In deze brief informeer ik u over de onderwerpen die op de agenda staan van de Landbouw- en Visserijraad op 17 mei in Brussel en de informele Landbouwraad op 31 mei–1 juni in Mérida (Spanje), alsmede over mijn inzet tijdens deze bijeenkomsten. Tevens informeer ik u over enkele toezeggingen over de herziening van de transportverordening, de doorvoer van IJslands walvisvlees en de Global Research Alliance on Agricultural Greenhouse Gases.

De Raad zal van gedachten wisselen over de internationale concurrentiekracht van het Europees agri-food model. Vervolgens zal het Spaans Voorzitterschap een presentatie verzorgen over gender-gelijkheid in plattelandsgebieden. Onder «diversen» staan twee onderwerpen op de agenda: bossen in relatie tot klimaatverandering en een terugblik op de 27e conferentie voor EU-betaalorganen.

Op de informele Landbouwraad zal gesproken worden over de toekomst van het Gemeenschappelijk Landbouwbeleid (GLB) ná 2013.

Internationale concurrentiekracht van het Europees agri-food model

(Presentatie van het Voorzitterschap, gedachtewisseling)

Het Voorzitterschap zal een presentatie geven over internationale concurrentiekracht van het Europees agri-food model. De inhoud van deze presentatie is op dit moment nog niet bekend. Naar verwachting houdt de agendering van dit onderwerp verband met een workshop over dit onderwerp, die 16 april jl. plaatsvond in Sevilla (Spanje) en werd georganiseerd door de Spaanse organisatie van voedselverwerkende industrieën. Er waren geen lidstaten uitgenodigd voor deze bijeenkomst.

Ik zal aangeven dat in de Nederlandse visie op de toekomst van het GLB de nadruk ligt op ondernemerschap, concurrentiekracht, innovatie en verduurzaming. Het nieuwe GLB moet de agrarische sector hierbij stimuleren teneinde een krachtige concurrentiepositie te bevorderen.

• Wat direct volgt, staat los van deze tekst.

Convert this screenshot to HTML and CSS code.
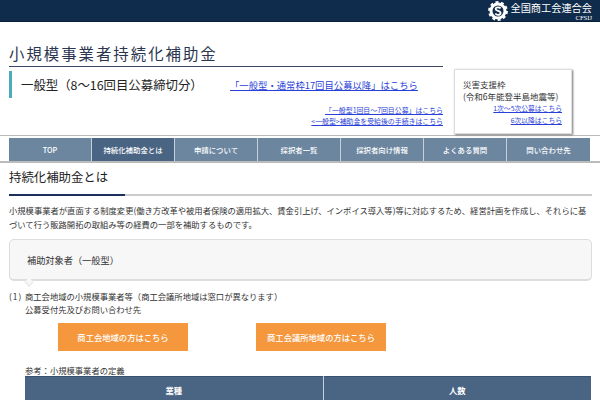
FILE: index.html
```html
<!DOCTYPE html>
<html lang="ja">
<head>
<meta charset="utf-8">
<title>小規模事業者持続化補助金</title>
<link rel="stylesheet" href="styles.css">
</head>
<body>
<header class="topbar">
  <div class="org">
    <svg class="gear" viewBox="0 0 20 20" width="20" height="20" aria-hidden="true">
      <circle cx="10" cy="10" r="7" fill="none" stroke="#fff" stroke-width="3"/>
      <circle cx="10" cy="10" r="8.6" fill="none" stroke="#fff" stroke-width="2.6" stroke-dasharray="2.9 2.5"/>
      <path d="M12.6 7.4c-.6-.8-1.6-1.1-2.6-1.1-1.3 0-2.4.7-2.4 1.8 0 2.3 5 1.3 5 3.8 0 1.2-1.2 1.9-2.6 1.9-1.1 0-2.100-.4-2.700-1.300" fill="none" stroke="#fff" stroke-width="1.8"/>
    </svg>
    <div class="org-text">
      <div class="org-name">全国商工会連合会</div>
      <div class="org-sub">CFSIJ</div>
    </div>
  </div>
</header>

<div class="head">
  <div class="head-main">
    <h1 class="site-title">小規模事業者持続化補助金</h1>
    <div class="type-row">
      <div class="type-name">一般型（8〜16回目公募締切分）</div>
      <a class="type-link" href="#">「一般型・通常枠17回目公募以降」はこちら</a>
    </div>
    <div class="small-links">
      <a href="#">「一般型1回目〜7回目公募」はこちら</a>
      <a href="#">&lt;一般型&gt;補助金を受給後の手続きはこちら</a>
    </div>
  </div>
  <aside class="disaster">
    <div>災害支援枠</div>
    <div>(令和6年能登半島地震等)</div>
    <a href="#">1次〜5次公募はこちら</a>
    <a href="#">6次以降はこちら</a>
  </aside>
</div>

<nav class="nav">
  <a href="#">TOP</a>
  <a href="#" class="active">持続化補助金とは</a>
  <a href="#">申請について</a>
  <a href="#">採択者一覧</a>
  <a href="#">採択者向け情報</a>
  <a href="#">よくある質問</a>
  <a href="#">問い合わせ先</a>
</nav>

<main class="main">
  <h2 class="page-title">持続化補助金とは</h2>
  <p class="lead">小規模事業者が直面する制度変更(働き方改革や被用者保険の適用拡大、賃金引上げ、インボイス導入等)等に対応するため、経営計画を作成し、それらに基づいて行う販路開拓の取組み等の経費の一部を補助するものです。</p>
  <div class="bubble">補助対象者（一般型）</div>
  <div class="item">
    <span class="num">(1)</span>
    <div>
      <div>商工会地域の小規模事業者等（商工会議所地域は窓口が異なります）</div>
      <div>公募受付先及びお問い合わせ先</div>
    </div>
  </div>
  <div class="btns">
    <a href="#" class="btn">商工会地域の方はこちら</a>
    <a href="#" class="btn">商工会議所地域の方はこちら</a>
  </div>
  <div class="ref">参考：小規模事業者の定義</div>
  <table class="tbl">
    <thead><tr><th class="c1">業種</th><th>人数</th></tr></thead>
  </table>
</main>
</body>
</html>
```

FILE: styles.css
```css
* { box-sizing: border-box; }
html, body { margin: 0; padding: 0; }
body {
  width: 600px;
  height: 400px;
  overflow: hidden;
  background: #fff;
  color: #2a2a2a;
  font-family: "Noto Sans CJK JP", "Liberation Sans", sans-serif;
  font-size: 8.3px;
}
a { color: #2a3fd8; }

.topbar {
  height: 22px;
  background: #0f2c4c;
  border-bottom: 1px solid #0a1f38;
  display: flex;
  justify-content: flex-end;
  padding-right: 8px;
}
.org { display: flex; gap: 3px; align-items: center; height: 21px; }
.gear { display: block; }
.org-text { color: #fff; text-align: right; }
.org-name { font-size: 10.2px; line-height: 11px; height: 11px; margin-top: 1px; }
.org-sub { font-size: 6.6px; line-height: 7px; margin-top: 1px; font-family: "Liberation Serif", serif; }

.head {
  display: flex;
  padding: 0 0 0 9px;
  height: 113px;
}
.head-main { width: 434px; }
.site-title {
  margin: 0;
  height: 45px;
  padding-top: 20px;
  font-size: 15.4px;
  line-height: 22px;
  font-weight: 400;
  letter-spacing: 2px;
  color: #2b3550;
  border-bottom: 1px solid #3d4663;
}
.type-row {
  margin-top: 4px;
  height: 27px;
  display: flex;
  align-items: center;
  border-left: 3px solid #4bacb8;
  padding-left: 9px;
}
.type-name { font-size: 12.4px; width: 209px; flex: none; color: #222; white-space: nowrap; }
.type-link { font-size: 9.35px; }
.small-links {
  margin-top: 7px;
  display: flex;
  flex-direction: column;
  align-items: flex-end;
  font-size: 6.9px;
  line-height: 11px;
}
.disaster {
  margin: 47px 0 0 11px;
  width: 118px;
  height: 65px;
  padding: 8px 9px 0 8px;
  background: #fff;
  border: 1px solid #ddd;
  box-shadow: 1px 1px 2px #777;
  font-size: 8.5px;
  line-height: 12px;
  display: flex;
  flex-direction: column;
  color: #333;
}
.disaster a { align-self: flex-end; font-size: 6.8px; line-height: 12px; }

.nav {
  display: grid;
  grid-template-columns: repeat(7, 83px);
  height: 28px;
  padding-left: 9px;
  border-top: 1px solid #bbb;
  border-bottom: 2px solid #bbb;
  padding-top: 2px;
}
.nav a {
  background: #6c86a0;
  color: #fff;
  font-size: 7.4px;
  font-weight: 500;
  text-decoration: none;
  display: flex;
  align-items: center;
  justify-content: center;
  border-right: 1px solid #c5d0da;
}
.nav a:last-child { border-right: 0; }
.nav a.active { background: #4a6583; }

.main { padding: 0 8px 0 9px; }
.page-title {
  margin: 0;
  height: 33px;
  padding-top: 3px;
  font-size: 12.4px;
  line-height: 22px;
  font-weight: 400;
  color: #222;
  border-bottom: 2px solid #ccc;
  position: relative;
}
.page-title::after {
  content: "";
  position: absolute;
  left: 0;
  bottom: -2px;
  width: 116px;
  height: 2px;
  background: #1c2f5c;
}
.lead {
  margin: 7px 0 0;
  line-height: 14px;
  color: #333;
}
.bubble {
  position: relative;
  margin-top: 8px;
  height: 42px;
  padding-left: 17px;
  display: flex;
  align-items: center;
  font-size: 9.2px;
  background: #f7f7f7;
  border: 1px solid #ddd;
  border-bottom-width: 2px;
  border-radius: 5px;
  color: #333;
}
.bubble::after {
  content: "";
  position: absolute;
  left: 15px;
  bottom: -7px;
  width: 7px;
  height: 7px;
  background: #f7f7f7;
  border-right: 1px solid #ddd;
  border-bottom: 1px solid #ddd;
  transform: rotate(45deg) scale(.8);
}
.item {
  margin-top: 9px;
  display: flex;
  line-height: 13px;
  color: #333;
}
.num { width: 16px; letter-spacing: 1px; }
.btns {
  margin: 7px 0 0 49px;
  display: flex;
  gap: 68px;
}
.btn {
  width: 130px;
  height: 28px;
  background: #f5973d;
  color: #fff;
  font-weight: 500;
  text-decoration: none;
  display: flex;
  align-items: center;
  justify-content: center;
}
.ref { margin: 13px 0 0 16px; line-height: 12px; color: #333; }
.tbl {
  margin: 0 0 0 16px;
  width: 566px;
  border-collapse: collapse;
  table-layout: fixed;
}
.tbl th {
  background: #4a6583;
  color: #fff;
  font-size: 8.3px;
  font-weight: 700;
  height: 26px;
  border-top: 1px solid #3a5270;
  padding: 0;
}
.tbl th.c1 { width: 298px; border-right: 1px solid #c5d0da; }
```
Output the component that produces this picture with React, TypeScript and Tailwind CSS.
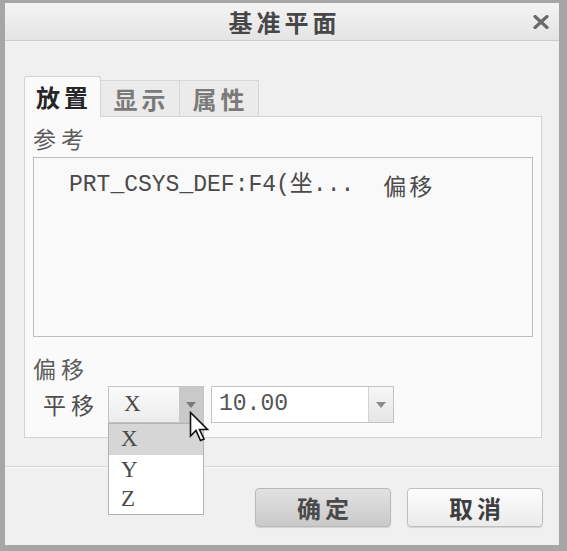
import React from 'react';

const cjk = { fontFamily: '"Noto Sans CJK SC", "Noto Sans", sans-serif' };
const mono = { fontFamily: '"Liberation Mono", "Noto Sans CJK SC", monospace' };
const serif = { fontFamily: '"Liberation Serif", serif' };

const Caret = ({ color }: { color: string }) => (
  <svg width="10" height="6" viewBox="0 0 10 6">
    <path d="M0 0 H10 L5 6 Z" fill={color} />
  </svg>
);

const Cursor = () => (
  <svg width="22" height="32" viewBox="0 0 22 32" className="absolute left-[81px] top-[25px] z-30">
    <path
      d="M1.5 1.5 V25 L7 19.5 L11.5 29.5 L15 28 L10.5 18.5 H18.5 Z"
      fill="#ffffff"
      stroke="#111111"
      strokeWidth="1.6"
      strokeLinejoin="miter"
    />
  </svg>
);

const App = () => {
  return (
    <div
      className="flex flex-col w-[567px] h-[551px] bg-[#f0f0f0] border-l-[5px] border-t-[3px] border-r-[8px] border-b-[6px] border-[#a6a6a6]"
      style={cjk}
    >
      {/* title bar */}
      <div className="grid grid-cols-[1fr_auto_1fr] items-center h-[38px] border-b border-[#cdcdcd] bg-gradient-to-b from-[#f4f4f4] to-[#e4e4e4]">
        <div />
        <div className="text-[24px] font-bold tracking-[4px] text-[#474747] leading-none pl-[5px]">基准平面</div>
        <div className="flex justify-end pr-[10px]">
          <svg width="16" height="14" viewBox="0 0 16 14">
            <path d="M2 1.5 L14 12.5 M14 1.5 L2 12.5" stroke="#6a6a6a" strokeWidth="3.2" strokeLinecap="round" />
          </svg>
        </div>
      </div>

      {/* body */}
      <div className="h-[425px] pt-[35px] pl-[19px] pr-[17px]">
        <div className="flex items-end h-[40px]">
          <div className="relative z-10 -mb-px w-[77px] h-[41px] flex items-center justify-center border border-b-0 border-[#d2d2d2] bg-[#fafafa] rounded-t-[3px] text-[24px] font-bold tracking-[4px] text-[#262626] pl-[3px]">
            放置
          </div>
          <div className="w-[79px] h-[36px] flex items-center justify-center border border-l-0 border-b-0 border-[#d6d6d6] bg-[#ebebeb] text-[24px] font-bold tracking-[4px] text-[#7a7a7a] pl-[3px]">
            显示
          </div>
          <div className="w-[79px] h-[36px] flex items-center justify-center border border-l-0 border-b-0 border-[#d6d6d6] bg-[#ebebeb] text-[24px] font-bold tracking-[4px] text-[#7a7a7a] pl-[3px]">
            属性
          </div>
        </div>

        <div className="h-[322px] border border-[#d2d2d2] bg-[#fafafa] px-[8px] pt-[9px]">
          <div className="text-[23px] leading-[24px] tracking-[5px] text-[#5c5c5c]">参考</div>
          <div className="mt-[7px] h-[180px] border border-[#bdbdbd] bg-[#f9f9f9] pl-[35px] pt-[13px]">
            <div className="flex items-center text-[23px] leading-[28px] text-[#4a4a4a]" style={mono}>
              <span>PRT_CSYS_DEF:F4(坐...</span>
              <span className="ml-[29px] tracking-[3px]" style={cjk}>偏移</span>
            </div>
          </div>

          <div className="mt-[19px] text-[23px] leading-[24px] tracking-[5px] text-[#5c5c5c]">偏移</div>

          <div className="mt-[6px] flex items-center">
            <div className="ml-[10px] w-[65px] text-[23px] tracking-[5px] text-[#4e4e4e]">平移</div>

            <div className="relative">
              <div className="flex w-[96px] h-[37px] border border-[#c4c4c4] bg-gradient-to-b from-[#fbfbfb] to-[#ececec]">
                <div className="flex-1 flex items-center pl-[15px] text-[23px] text-[#4a4a4a]" style={serif}>X</div>
                <div className="w-[24px] flex items-center justify-center bg-[#c9c9c9]">
                  <Caret color="#7a7a7a" />
                </div>
              </div>
              <div className="absolute left-0 top-full z-20 w-[96px] border border-[#b3b3b3] bg-white text-[23px] text-[#4a4a4a]" style={serif}>
                <div className="h-[31px] flex items-center pl-[12px] bg-[#d6d6d6]">X</div>
                <div className="h-[30px] flex items-center pl-[12px]">Y</div>
                <div className="h-[29px] flex items-center pl-[12px]">Z</div>
              </div>
              <Cursor />
            </div>

            <div className="ml-[7px] flex w-[183px] h-[37px] border border-[#c4c4c4] bg-white">
              <div className="flex-1 flex items-center pl-[7px] text-[23px] text-[#555555]" style={mono}>10.00</div>
              <div className="w-[25px] flex items-center justify-center border-l border-[#d4d4d4] bg-gradient-to-b from-[#f6f6f6] to-[#e6e6e6]">
                <Caret color="#8a8a8a" />
              </div>
            </div>
          </div>
        </div>
      </div>

      {/* separator */}
      <div className="h-[2px] border-t border-[#d6d6d6] bg-[#fbfbfb]" />

      {/* footer */}
      <div className="flex-1 flex justify-end items-start gap-[16px] pt-[20px] pr-[16px]">
        <button className="w-[136px] h-[39px] rounded-[4px] border border-[#b9b9b9] bg-gradient-to-b from-[#e2e2e2] to-[#c9c9c9] text-[24px] font-bold tracking-[4px] text-[#4a4a4a] pl-[4px] shadow-[0_1px_1px_rgba(0,0,0,0.12)]">
          确定
        </button>
        <button className="w-[136px] h-[39px] rounded-[4px] border border-[#bfbfbf] bg-gradient-to-b from-[#fdfdfd] to-[#ebebeb] text-[24px] font-bold tracking-[4px] text-[#3e3e3e] pl-[4px] shadow-[0_1px_1px_rgba(0,0,0,0.12)]">
          取消
        </button>
      </div>
    </div>
  );
};

export default App;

Gender-gelijkheidin plattelandsgebieden

(Presentatie van het Voorzitterschap, gedachtewisseling)

Het Voorzitterschap zal een presentatie geven naar aanleiding van een conferentie die op 26–29 april jl. in Cáceres (Spanje) plaatsvond over het onderwerp gender-gelijkheid in plattelandsgebieden. Tijdens deze informele conferentie, waaraan circa vijftien lidstaten waaronder Nederland deelnamen, zijn geen conclusies of aanbevelingen geformuleerd. Naar verwachting zal de Spaanse minister Espinoza tijdens de Raad aangeven waar Spanje in de toekomst graag de nadruk op zou leggen. Dit betreft o.a. wettelijke arrangementen om gelijkheid van vrouwen te bevorderen in de eigendomstitels van landbouwbedrijven, verbetering van kinderopvang op het platteland en voorkoming van leegloop van het platteland.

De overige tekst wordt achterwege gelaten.